What have I learned from my hero’s formative years?

– The significance of our names. His birth name, Rolihlahla, the troublemaker, was the perfect fit for our hero. His name Nelson also had its significance, on a different level. Mandela received his Christian name when he first attended school. In those days, whites weren’t able or willing to learn African patronyms and kids ended-up with a name for school and a name for home.

– He was raised in a Royal palace but was taught to be humble and be to the service of others before aspiring to become their leader.

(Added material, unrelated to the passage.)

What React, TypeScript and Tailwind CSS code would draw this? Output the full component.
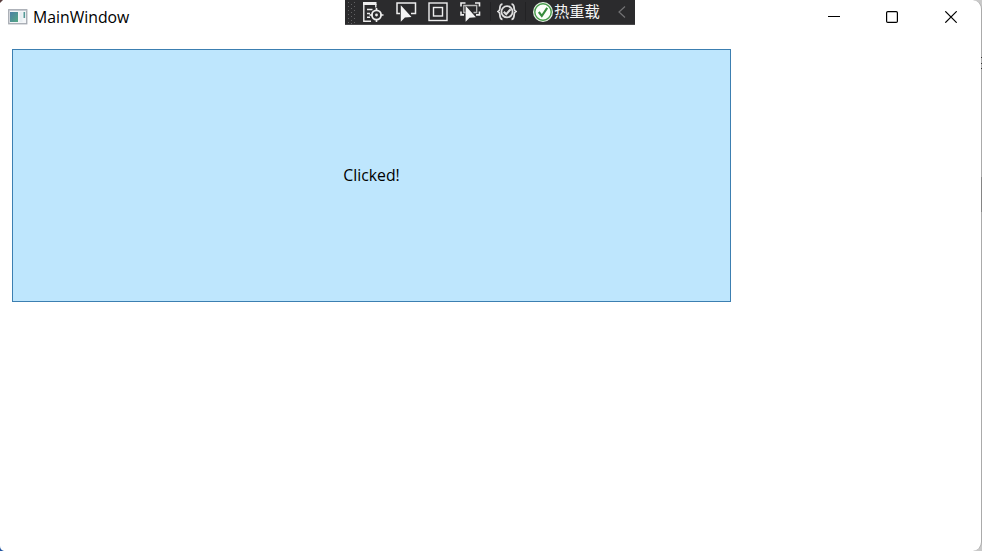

– His private life was marked by personal tragedy since he was a child. His father passed away when he was nine and he lost his second child just early on during his first marriage.

– Mandela didn’t become political till he moved to Johannesburg in the late 1930s. His political life started as a youth activist and it was later that he rose in the ranks of the ANC

– Mandela’s involvement in politics meant seeing little of his family, which deeply affected him

– His involvement in the defiance campaign landed him in court in 1952, the first of the many trials that would ultimately imprisoned in the infamous Robben Island for 27 years.

If you count yourself amongst the Heirs of this extraordinary man, let me wish you a Happy anniversary. Unfortunately, our celebrations will not entail any fireworks, balloon or vuvuzela. It going to be work, work, work and more work!

Why? Because we have 365 days to free ourselves, free others and serve every day. After all, aren’t we his Legacy?